Crawl budget isn’t something we SEOs think about very often. And, if you aren't familiar with the term "crawl budget", it doesn't mean money available. This term focuses on the ability to optimize the way Google reads a site. The goal is to ensure your site is the easiest to crawl and that your most valuable pages are crawled frequently.
At the same time, we want Google to index at least our most valuable pages, right? For one, that’s the prerequisite for being included in the search results. But also, as we’ve discovered, the content that hasn’t been crawled for a long time receives materially less traffic. It's worth mentioning that Google determines the order of URL's to crawl and it all depends on the authority of the page.
But the thing is – to ensure that crawlers access your pages, you need to prepare your site to make the most out of your available crawl budget.
Here are five strategies to help you do just that.
Broken links, 404s, erroneous htaccess and robots files, and long redirect chains will prevent bots from indexing pages on your site.
But here’s the problem – when you manage a website with thousands of content assets, you may not even know that any of these problems exist. And even if you suspect a problem, you have no way of guessing where they are.
Here’s how to find out:
Step 1. Use a crawler – like seoClarity's built-in crawler – to execute a site audit to identify broken links and 404 pages.
Step 2. Check for too many redirect chains.
Step 3. Use Robots.txt Tester App to validate the file
Head to SEOBook’s Robot.txt Analyzer, enter the URL of your file and a list of URLs or site sections you want to test the file against. The tool will report what spiders are allowed in the file per section.
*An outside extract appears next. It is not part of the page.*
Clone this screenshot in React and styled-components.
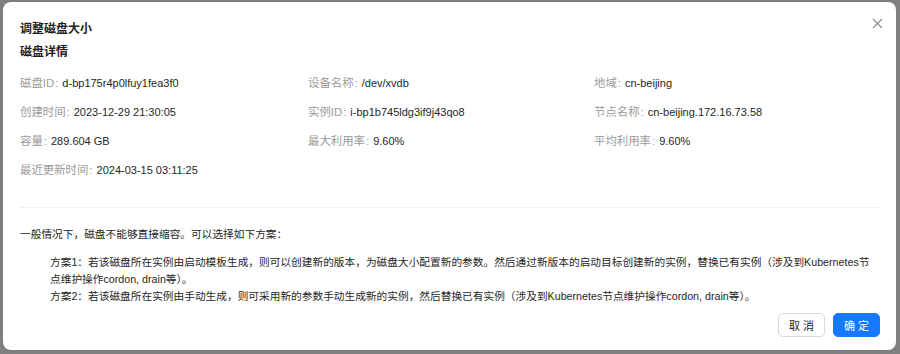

Recommended Reading: How to Find (and Fix) Crawlability Issues to Improve Your SEO
Here’s a serious problem with crawlers – they tend to see dynamic URLs as separate pages, even though they in fact point to the same content.
And as you know, too many dynamic URLs may burn your crawl budget, without getting many other pages indexed.
Luckily, fixing this problem is actually quite easy:
A sitemap makes your content just so much more organized. And that’s not just for users. Bots can travel via links in the sitemap too. In fact, when validating your sitemap, Google makes it clear that it uses it later for Googlebots to crawl.
But at the same time, Googlebots can also get stopped in their tracks by broken links, missing pages, and other roadblocks. For that reason, regularly update and clean up your sitemap from any clutter that might obstruct the bot on their way through the site. Ideally, make sure that your sitemap includes only the most relevant URLs you want Googlebots to visit, and remove anything you don’t want the bot to see. As the last step, include the path to the sitemap in your robots.txt file. As the file is one of the first places a crawler will look, pointing to the sitemap will increase your chances that it will start the crawl from there.
In my in-depth piece on interlinking posted earlier this year, I wrote: “Regardless of how much you may have tried to tame it, interlinking eventually gets out of control.” Just like some content types, for example, blog articles or news, tend to attract a lot of internal links naturally, many important pages get ignored, resulting in missing the opportunity to point Googlebots to them.
Also, a solid website architecture will naturally make it simpler for the bots to discover content assets on your site. Although reworking the entire taxonomy will most likely be out of question, work on improving interlinking, particularly between pages you absolutely want crawlers to visit.
Finally, since a crawler will visit only a certain amount of pages on your site during each visit, it makes sense to block sections you don’t need them to visit to save the crawl budget.
As Joost de Valk points:
“One of the common problems we see on larger eCommerce sites is when they have a gazillion way to filter products. Every filter might add new URLs for Google. In cases like these, you really want to make sure that you're letting Google spider only one or two of those filters and not all of them.”
To block them, disallow sections you don’t need Googlebot to see in the robots.txt file. It’s that simple, but it will have a significant effect on your site’s crawlability.
Let’s face it, crawl budget isn’t something we SEOs think about very often. At the same time, having the content regularly crawled is the prerequisite for being included in the search results and to maintain rankings.